Pull every line holding the string "that" from the records below.
★ ★ ★
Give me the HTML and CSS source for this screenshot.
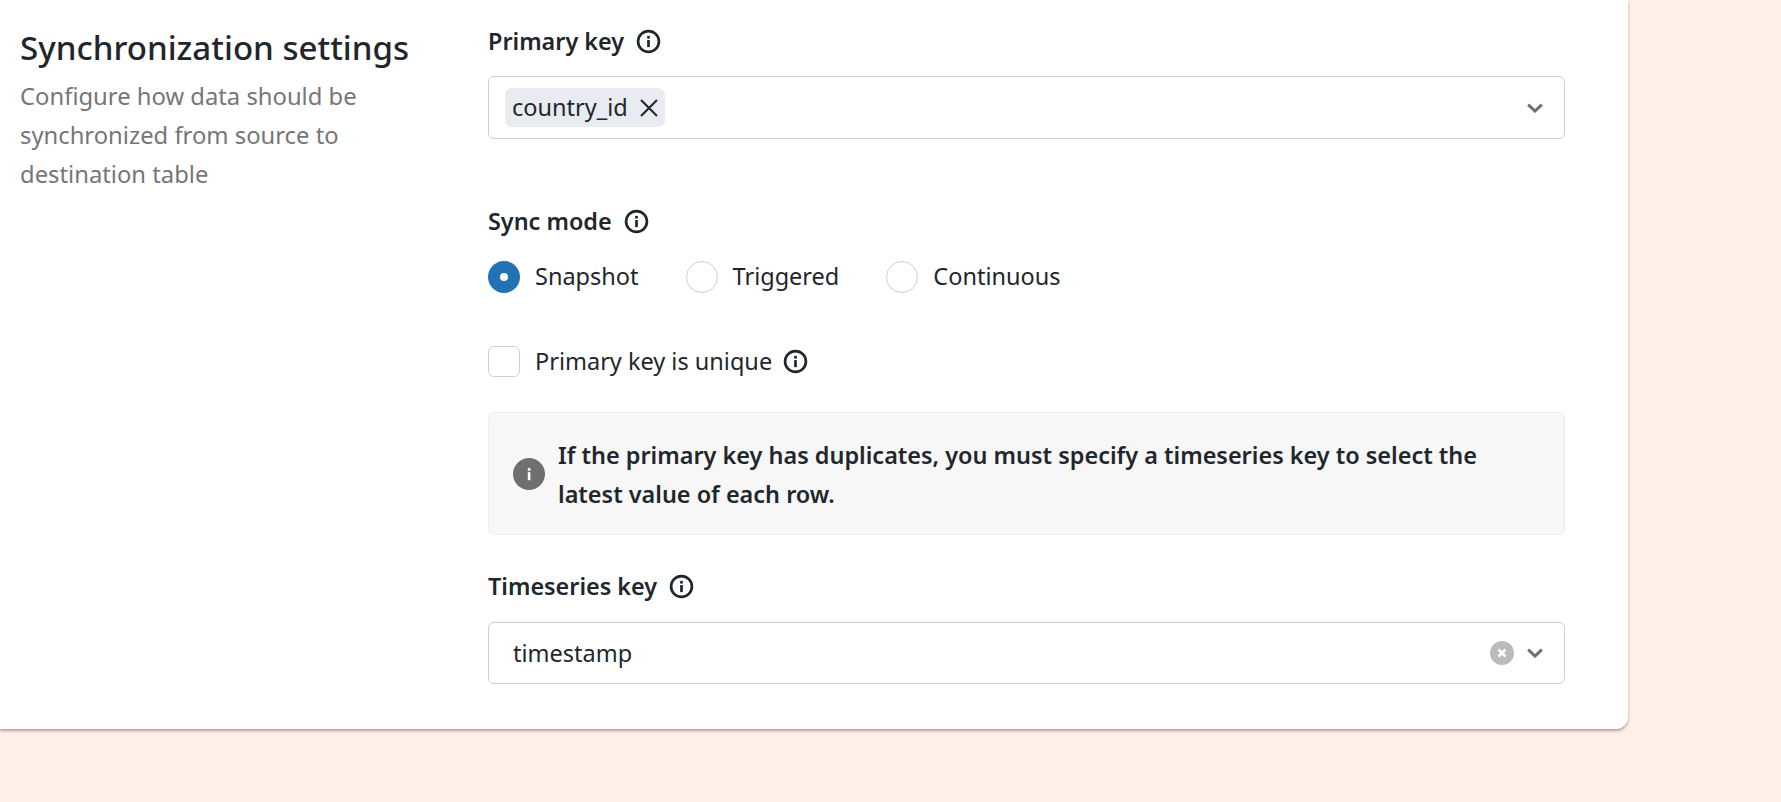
FILE: index.html
```html
<!DOCTYPE html>
<html lang="en">
<head>
<meta charset="utf-8">
<title>Synchronization settings</title>
<link rel="stylesheet" href="styles.css">
</head>
<body>
<svg class="defs" width="0" height="0" aria-hidden="true">
  <symbol id="info" viewBox="0 0 24 24">
    <circle cx="12" cy="12" r="10" fill="none" stroke="currentColor" stroke-width="2.6"/>
    <rect x="10.7" y="10.6" width="2.6" height="6.8" fill="currentColor"/>
    <rect x="10.7" y="6.6" width="2.6" height="2.6" fill="currentColor"/>
  </symbol>
  <symbol id="chevron" viewBox="0 0 16 10">
    <path d="M1.2 1.6 8 8l6.8-6.4" fill="none" stroke="currentColor" stroke-width="3"/>
  </symbol>
</svg>
<main class="card">
  <section class="intro">
    <h2 class="title">Synchronization settings</h2>
    <p class="desc">Configure how data should be synchronized from source to destination table</p>
  </section>
  <section class="form">
    <div class="label-row">
      <span class="label">Primary key</span>
      <svg class="info"><use href="#info"/></svg>
    </div>
    <div class="select select-tall">
      <span class="chip">country_id
        <svg class="chip-x" viewBox="0 0 20 20"><path d="M2 2l16 16M18 2 2 18" fill="none" stroke="currentColor" stroke-width="2.1"/></svg>
      </span>
      <svg class="chevron"><use href="#chevron"/></svg>
    </div>

    <div class="label-row sync-label">
      <span class="label">Sync mode</span>
      <svg class="info"><use href="#info"/></svg>
    </div>
    <div class="radios">
      <label class="option"><span class="radio radio-on"></span>Snapshot</label>
      <label class="option"><span class="radio"></span>Triggered</label>
      <label class="option"><span class="radio"></span>Continuous</label>
    </div>

    <div class="option unique">
      <span class="checkbox"></span>Primary key is unique
      <svg class="info info-inline"><use href="#info"/></svg>
    </div>

    <div class="notice">
      <svg class="notice-icon" viewBox="0 0 32 32">
        <circle cx="16" cy="16" r="16" fill="currentColor"/>
        <rect x="14.8" y="14.2" width="2.6" height="8" fill="#fff"/>
        <rect x="14.8" y="10" width="2.6" height="2.8" fill="#fff"/>
      </svg>
      <p class="notice-text">If the primary key has duplicates, you must specify a timeseries key to select the latest value of each row.</p>
    </div>

    <div class="label-row ts-label">
      <span class="label">Timeseries key</span>
      <svg class="info"><use href="#info"/></svg>
    </div>
    <div class="select">
      <span class="value">timestamp</span>
      <svg class="clear" viewBox="0 0 24 24">
        <circle cx="12" cy="12" r="12" fill="currentColor"/>
        <path d="M8.5 8.5l7 7M15.5 8.5l-7 7" fill="none" stroke="#fff" stroke-width="2.6"/>
      </svg>
      <svg class="chevron chevron-near"><use href="#chevron"/></svg>
    </div>
  </section>
</main>
</body>
</html>
```
FILE: styles.css
```css
* { box-sizing: border-box; }
html, body { margin: 0; height: 100%; }
body {
  background: #fff0e7;
  color: #1f272d;
  font-family: "Noto Sans", "Open Sans", sans-serif;
  font-size: 23.5px;
  line-height: 39px;
  overflow: hidden;
}
.defs { position: absolute; }
.card {
  width: 1628px;
  height: 729px;
  display: flex;
  background: #fff;
  border-radius: 0 0 12px 0;
  box-shadow: 0 2px 3px rgba(60, 40, 30, 0.4);
}
.intro { width: 488px; padding: 29px 0 0 20px; }
.title {
  margin: 0 0 10px;
  font-size: 33.1px;
  font-weight: 500;
  line-height: 38px;
}
.desc { margin: 0; width: 350px; color: #767676; font-size: 23.8px; }
.form { width: 1077px; padding-top: 22px; }
.label-row { display: flex; align-items: center; height: 39px; gap: 12px; }
.label { font-weight: 600; font-size: 23.4px; }
.info { width: 25px; height: 25px; flex: none; color: #1f272d; }
.info-inline { margin-left: 11px; }
.select {
  display: flex;
  align-items: center;
  height: 62px;
  margin-top: 16px;
  padding: 0 21px 0 24px;
  border: 1px solid #cdcdcd;
  border-radius: 6px;
}
.select-tall { height: 63px; margin-top: 15px; padding-left: 16px; }
.chip {
  display: flex;
  align-items: center;
  gap: 11px;
  height: 39px;
  padding: 0 6px 0 7px;
  background: #e8ebef;
  border-radius: 7px;
}
.chip-x { width: 20px; height: 20px; color: #1f272d; }
.value { flex: 1; }
.chevron { width: 16px; height: 10px; margin-left: auto; color: #6f6f6f; }
.chevron-near { margin-left: 13px; }
.clear { width: 24px; height: 24px; color: #bbb; }
.sync-label { margin-top: 63px; }
.radios { display: flex; gap: 47px; margin-top: 16px; }
.option { display: flex; align-items: center; height: 39px; }
.radio {
  width: 32px;
  height: 32px;
  margin-right: 15px;
  border: 1px solid #cfcfcf;
  border-radius: 50%;
  background: #fff;
}
.radio-on {
  border: 12px solid #2272b4;
}
.unique { margin-top: 46px; }
.checkbox {
  width: 32px;
  height: 31px;
  margin-right: 15px;
  border: 1px solid #cfcfcf;
  border-radius: 6px;
}
.notice {
  display: flex;
  align-items: center;
  gap: 13px;
  height: 123px;
  margin-top: 31px;
  padding: 0 24px;
  background: #f7f7f7;
  border: 1px solid #eeeeee;
  border-radius: 6px;
}
.notice-icon { width: 32px; height: 32px; flex: none; color: #6f6f6f; }
.notice-text { margin: 2px 0 0; font-weight: 600; font-size: 23.45px; }
.ts-label { margin-top: 32px; }
```
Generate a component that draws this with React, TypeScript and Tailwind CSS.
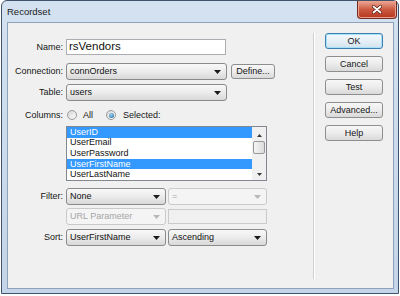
import type { ReactNode } from 'react'

function Arrow({ disabled }: { disabled?: boolean }) {
  return (
    <svg width="7" height="4" viewBox="0 0 7 4" className="shrink-0">
      <path d="M0 0h7L3.5 4z" fill={disabled ? '#b8b8b8' : '#1a1a1a'} />
    </svg>
  )
}

function Select({ value, width, disabled }: { value: string; width: string; disabled?: boolean }) {
  return (
    <div
      className={`flex h-[17px] items-center justify-between rounded-[3px] border pl-[3px] pr-[5px] ${width} ${
        disabled
          ? 'border-[#cacaca] bg-[#f4f4f4] text-[#a5a5a5]'
          : 'border-[#8b8b8b] bg-linear-to-b from-[#f8f8f8] via-[#ececec] to-[#d8d8d8] text-[#111]'
      }`}
    >
      <span className="leading-none">{value}</span>
      <Arrow disabled={disabled} />
    </div>
  )
}

function Button({ children, primary }: { children: ReactNode; primary?: boolean }) {
  return (
    <div
      className={`flex h-[16px] w-[58px] items-center justify-center rounded-[3px] border leading-none ${
        primary
          ? 'border-[#3c7fb1] bg-linear-to-b from-[#f2f8fc] via-[#e6f0f7] to-[#d3e3ef] shadow-[inset_0_0_0_1px_#a8e1f8]'
          : 'border-[#8e8e8e] bg-linear-to-b from-[#f7f7f7] via-[#ececec] to-[#d9d9d9]'
      }`}
    >
      {children}
    </div>
  )
}

function Row({ label, className, children }: { label: string; className?: string; children: ReactNode }) {
  return (
    <div className={`flex items-center ${className ?? ''}`}>
      <div className="w-[55px] text-right leading-none">{label}</div>
      <div className="ml-[3px] flex items-center">{children}</div>
    </div>
  )
}

function Radio({ checked }: { checked?: boolean }) {
  return (
    <div className="flex h-[10px] w-[10px] items-center justify-center rounded-full border border-[#9a9a9a] bg-linear-to-br from-[#d8d8d8] to-[#fbfbfb]">
      {checked && (
        <div className="h-[5px] w-[5px] rounded-full bg-[radial-gradient(circle_at_40%_35%,#9ad6f5,#1d5e96)]" />
      )}
    </div>
  )
}

const columns = [
  { name: 'UserID', selected: true },
  { name: 'UserEmail', selected: false },
  { name: 'UserPassword', selected: false },
  { name: 'UserFirstName', selected: true },
  { name: 'UserLastName', selected: false },
]

export default function App() {
  return (
    <div className="h-[296px] w-[400px] overflow-hidden bg-white font-['Liberation_Sans',Arial,sans-serif] text-[9px] text-[#151515]">
      <div className="ml-[1px] flex h-[294px] w-[398px] flex-col rounded-t-[6px] border border-[#40536b] bg-linear-to-b from-[#d3e1f0] to-[#c4d5e9]">
        {/* Title bar */}
        <div className="flex h-[21px] items-start">
          <div className="mt-[6px] ml-[5px] text-[9.5px] leading-none text-[#1b1b1b]">Recordset</div>
          <div className="mr-[1px] ml-auto flex h-[18px] w-[40px] items-center justify-center rounded-b-[4px] border border-t-0 border-[#6e2b20] bg-linear-to-b from-[#e9a896] via-[#cc5a41] to-[#b5341c] shadow-[inset_0_0_0_1px_#eea08c]">
            <svg width="10" height="9" viewBox="0 0 10 9">
              <path d="M1.5 1.5l7 6M8.5 1.5l-7 6" stroke="#5a1a10" strokeWidth="3.2" strokeLinecap="round" />
              <path d="M1.5 1.5l7 6M8.5 1.5l-7 6" stroke="#fff" strokeWidth="1.8" strokeLinecap="round" />
            </svg>
          </div>
        </div>

        {/* Client area */}
        <div className="mr-[4px] mb-[4px] ml-[5px] flex flex-1 border border-[#8ea3bb] bg-[#f0f0f0]">
          <div className="w-[305px] pt-[16px]">
            <Row label="Name:">
              <div className="flex h-[16px] w-[160px] items-center border border-[#abadb3] bg-white pl-[2px] text-[11.5px] leading-none text-[#111]">
                rsVendors
              </div>
            </Row>
            <Row label="Connection:" className="mt-[8px]">
              <Select value="connOrders" width="w-[161px]" />
              <div className="ml-[4px] flex h-[15px] w-[44px] items-center justify-center rounded-[3px] border border-[#8e8e8e] bg-linear-to-b from-[#f7f7f7] via-[#ececec] to-[#d9d9d9] leading-none">
                Define...
              </div>
            </Row>
            <Row label="Table:" className="mt-[4px]">
              <Select value="users" width="w-[161px]" />
            </Row>
            <Row label="Columns:" className="mt-[7px] h-[14px]">
              <div className="ml-[1px] flex items-center">
                <Radio />
                <span className="ml-[6px] leading-none">All</span>
                <div className="ml-[13px]">
                  <Radio checked />
                </div>
                <span className="ml-[7px] leading-none">Selected:</span>
              </div>
            </Row>
            <div className="mt-[4px] ml-[58px] flex h-[55px] w-[201px] border border-[#828790] bg-white">
              <div className="flex flex-1 flex-col overflow-hidden">
                {columns.map((c) => (
                  <div
                    key={c.name}
                    className={`flex h-[10.6px] shrink-0 items-center pl-[3px] leading-none ${
                      c.selected ? 'bg-[#3399ff] text-white' : 'text-[#111]'
                    }`}
                  >
                    {c.name}
                  </div>
                ))}
              </div>
              <div className="flex w-[14px] flex-col items-center bg-[#f0f0f0]">
                <div className="flex h-[10px] items-end">
                  <svg width="5" height="3" viewBox="0 0 5 3">
                    <path d="M0 3h5L2.5 0z" fill="#3a3a3a" />
                  </svg>
                </div>
                <div className="mt-[4px] h-[13px] w-[12px] rounded-[2px] border border-[#979797] bg-linear-to-r from-[#f4f4f4] to-[#dcdcdc]" />
                <div className="mt-auto mb-[4px]">
                  <svg width="5" height="3" viewBox="0 0 5 3">
                    <path d="M0 0h5L2.5 3z" fill="#3a3a3a" />
                  </svg>
                </div>
              </div>
            </div>
            <Row label="Filter:" className="mt-[7px]">
              <Select value="None" width="w-[100px]" />
              <div className="ml-[2px]">
                <Select value="=" width="w-[99px]" disabled />
              </div>
            </Row>
            <Row label="" className="mt-[3px]">
              <Select value="URL Parameter" width="w-[100px]" disabled />
              <div className="ml-[2px] h-[15px] w-[99px] border border-[#cacaca] bg-[#f0f0f0]" />
            </Row>
            <Row label="Sort:" className="mt-[4px]">
              <Select value="UserFirstName" width="w-[100px]" />
              <div className="ml-[2px]">
                <Select value="Ascending" width="w-[99px]" />
              </div>
            </Row>
          </div>

          {/* Divider */}
          <div className="mt-[10px] mb-[9px] flex">
            <div className="w-[1px] bg-[#d0d0d0]" />
            <div className="w-[1px] bg-white" />
          </div>

          {/* Buttons */}
          <div className="ml-[10px] flex flex-col gap-[7px] pt-[10px]">
            <Button primary>OK</Button>
            <Button>Cancel</Button>
            <Button>Test</Button>
            <Button>Advanced...</Button>
            <Button>Help</Button>
          </div>
        </div>
      </div>
    </div>
  )
}
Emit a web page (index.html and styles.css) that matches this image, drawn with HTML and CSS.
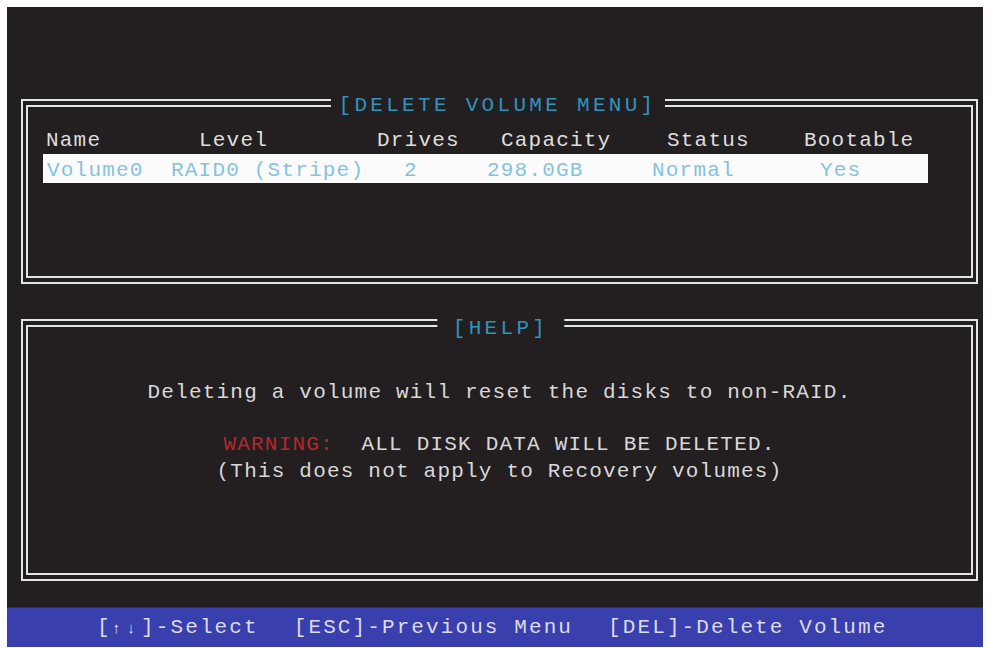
★ ★ ★
| TASK ANSWER |
Generate a component that draws this with React, TypeScript and Tailwind CSS.
Emit a web page (index.html and styles.css) that matches this image, drawn with HTML and CSS.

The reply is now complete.